Let Me Tell You About This Smoothie (It Involves a Blender Disaster)

So, let’s be honest here: the first time I tried to make a Strawberry Banana Chia Seed Smoothie, I forgot to put the lid on tight enough. Yeah, it was one of those mornings—you know, sleep still in my eyes, banana peel dangling from the counter, and suddenly, well, my kitchen looked a bit like a strawberry spa treatment went rogue! Honestly, now that I’ve sort of figured it all out, this is one of those drinks I crave, especially after those afternoons when you want a treat that makes you feel like you’re being healthy, but also, it tastes like dessert. My kid calls it “pink pudding juice,” which I think is an upgrade from my working title, frankly.

Why You’ll Actually Want to Make This (According to Me)

I bust this smoothie out when I need something fast that won’t (completely) derail my attempts at eating better. My family goes wild for this one, even my fussy niece who swears she hates bananas but somehow slurps this down anyway. Oh, and when I try to sneak in other “healthier” stuff, they catch me every time—but not with chia seeds. Maybe it’s the seeds’ tiny size and magic jelly powers; they just disappear into fruity goodness. One time I accidentally added a whole lime instead of a half—if you’ve ever done that, you’ll know why it’s a warning, not a suggestion (but hey, vitamin C is vitamin C, right?).

What You’ll Need (And What I Use When I’m Out of Something)

  • 1 ripe banana (I’ve totally used half-frozen ones that came from that bag in the back of my freezer—works fine)
  • 1 cup fresh or frozen strawberries (my friend swears by organic, but I’ve honestly never noticed much difference)
  • 1 tablespoon chia seeds
    • If you’re out, you could swap with flaxseed for a different vibe (texture alert: it gets grittier). My gran always insisted on Chia Bia brand seeds, but I just grab what’s cheapest.
  • 3/4 cup milk or dairy-free milk (almond, oat, coconut—whatever’s in the fridge, even watered-down yogurt in a pinch)
  • 1 to 2 teaspoons honey or maple syrup
    • I skip this sometimes if my banana’s super ripe, but my partner always adds a splash more—adjust as your sweet tooth sees fit.
  • Small handful of ice cubes (especially if using fresh fruit—frozen fruit saves you this step)

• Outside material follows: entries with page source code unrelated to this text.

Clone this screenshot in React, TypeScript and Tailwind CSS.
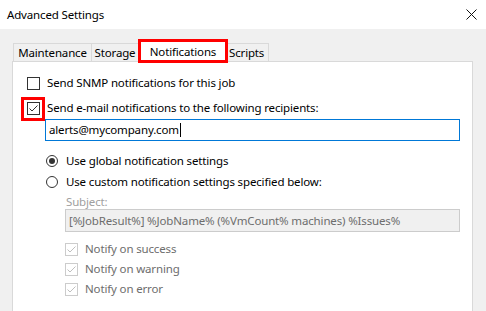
import React from 'react';

function CheckBox({ checked, disabled }: { checked?: boolean; disabled?: boolean }) {
  return (
    <span
      className={`flex h-[13px] w-[13px] shrink-0 items-center justify-center border bg-white ${
        disabled ? 'border-[#cccccc]' : 'border-[#333333]'
      }`}
    >
      {checked && (
        <svg width="11" height="11" viewBox="0 0 11 11" fill="none">
          <path
            d="M1.5 5.5 L4 8 L9.5 2.5"
            stroke={disabled ? '#bfbfbf' : '#333333'}
            strokeWidth="1"
          />
        </svg>
      )}
    </span>
  );
}

function Radio({ checked }: { checked?: boolean }) {
  return (
    <span className="flex h-[12px] w-[12px] shrink-0 items-center justify-center rounded-full border border-[#333333] bg-white">
      {checked && <span className="h-[6px] w-[6px] rounded-full bg-[#333333]" />}
    </span>
  );
}

export default function App() {
  return (
    <div className="h-[311px] w-[486px] overflow-hidden bg-[#f0f0f0] font-['Segoe_UI','Noto_Sans',sans-serif] text-[11.5px] leading-[14px] tracking-[-0.15px] text-black">
      <div className="flex h-[29px] items-center justify-between bg-white pl-[7px] pr-[9px]">
        <span>Advanced Settings</span>
        <svg width="11" height="11" viewBox="0 0 11 11" fill="none">
          <path d="M0.5 0.5 L10.5 10.5 M10.5 0.5 L0.5 10.5" stroke="#111" strokeWidth="1" />
        </svg>
      </div>

      <div className="pl-[12px] pr-[13px] pt-[12px]">
        <div className="relative flex h-[20px] items-end pl-[1px]">
          <div className="flex h-[18px] w-[79px] items-center justify-center border border-b-0 border-[#d9d9d9]">
            Maintenance
          </div>
          <div className="flex h-[18px] w-[47px] items-center justify-center border border-b-0 border-l-0 border-[#d9d9d9]">
            Storage
          </div>
          <div className="relative z-10 -mb-[1px] flex h-[21px] w-[89px] items-center justify-center border border-b-0 border-l-0 border-[#d9d9d9] bg-white">
            Notifications
          </div>
          <div className="flex h-[18px] w-[41px] items-center justify-start border border-b-0 border-l-0 border-[#d9d9d9] pl-[1px]">
            Scripts
          </div>
          <div className="pointer-events-none absolute left-[126px] top-[-2px] z-20 h-[24px] w-[90px] border-[3px] border-[#ff0000]" />
        </div>

        <div className="h-[260px] border border-[#d9d9d9] bg-white pl-[14px] pt-[11px]">
          <div className="flex h-[20px] items-center gap-[7px]">
            <CheckBox />
            <span>Send SNMP notifications for this job</span>
          </div>

          <div className="relative mt-[5px] flex h-[20px] items-center gap-[7px]">
            <CheckBox checked />
            <span>Send e-mail notifications to the following recipients:</span>
            <div className="pointer-events-none absolute left-[-6px] top-[-1px] h-[24px] w-[24px] border-[3px] border-[#ff0000]" />
          </div>

          <div className="ml-[18px] mt-[1px] flex h-[22px] w-[415px] items-center border border-[#0078d7] pl-[3px]">
            <span>alerts@mycompany.com</span>
            <span className="ml-[1px] h-[14px] w-[1px] bg-black" />
          </div>

          <div className="ml-[19px] mt-[10px] flex h-[20px] items-center gap-[8px]">
            <Radio checked />
            <span>Use global notification settings</span>
          </div>
          <div className="ml-[19px] mt-[1px] flex h-[20px] items-center gap-[8px]">
            <Radio />
            <span>Use custom notification settings specified below:</span>
          </div>

          <div className="ml-[39px] mt-[3px] h-[14px] text-[#a0a0a0]">Subject:</div>
          <div className="ml-[38px] flex h-[23px] w-[395px] items-center border border-[#cccccc] bg-[#f0f0f0] pl-[3px] text-[#6d6d6d]">
            [%JobResult%] %JobName% (%VmCount% machines) %Issues%
          </div>

          <div className="ml-[38px] mt-[7px] flex flex-col">
            {['Notify on success', 'Notify on warning', 'Notify on error'].map((label) => (
              <div key={label} className="flex h-[20px] items-center gap-[7px] text-[#6d6d6d]">
                <CheckBox checked disabled />
                <span>{label}</span>
              </div>
            ))}
          </div>
        </div>
      </div>
    </div>
  );
}
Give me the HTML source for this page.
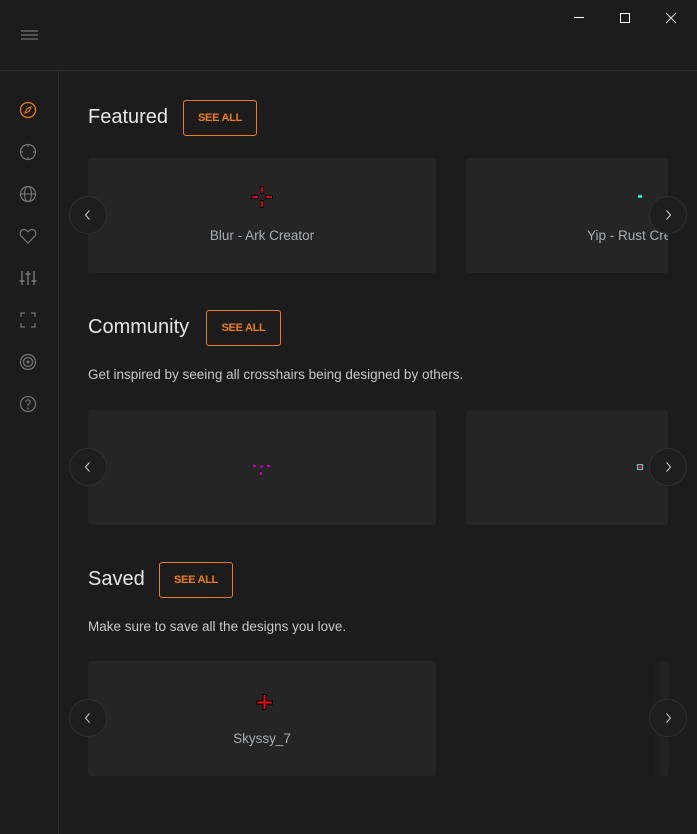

Here’s How I Usually Pull It Off

  1. Pop your banana, strawberries, chia seeds, milk, and sweetener (if using) into your blender. I always manage to drop one strawberry under the fridge—inevitable!
  2. Blend until it looks creamy and smooth. This is when I sneak a taste. If it tastes a bit too tart, throw in the extra honey—no judgement. Sometimes it looks weird and greyish before the chia seeds puff up, but don’t panic, that’s normal.
  3. Add the ice cubes and blend again until nice and cold; if your blender sounds like it’s chewing marbles, try adding a splash more milk to keep things moving.
  4. Pour into glasses—or a big jar if you want to sip all morning. Sometimes, I sprinkle chia seeds on top to look (slightly) fancy, but mostly I just drink it right away.

Notes I Wish I’d Known

  • If you let your smoothie sit for about 10 minutes, the chia seeds swell up—gives things a pudding-y texture. Some might love it, some… maybe not, you decide.
  • Don’t stress if your banana’s a bit brown. Actually, the riper it is, the sweeter your smoothie gets. Win.
  • Adding spinach works, but the color is… not winning any beauty contests. Just my two cents.
  • (Quick detour: Did you know strawberries used to be considered aphrodisiacs in ancient Rome? No idea if that’s true, but it’s a fun fact for your next trivia night!)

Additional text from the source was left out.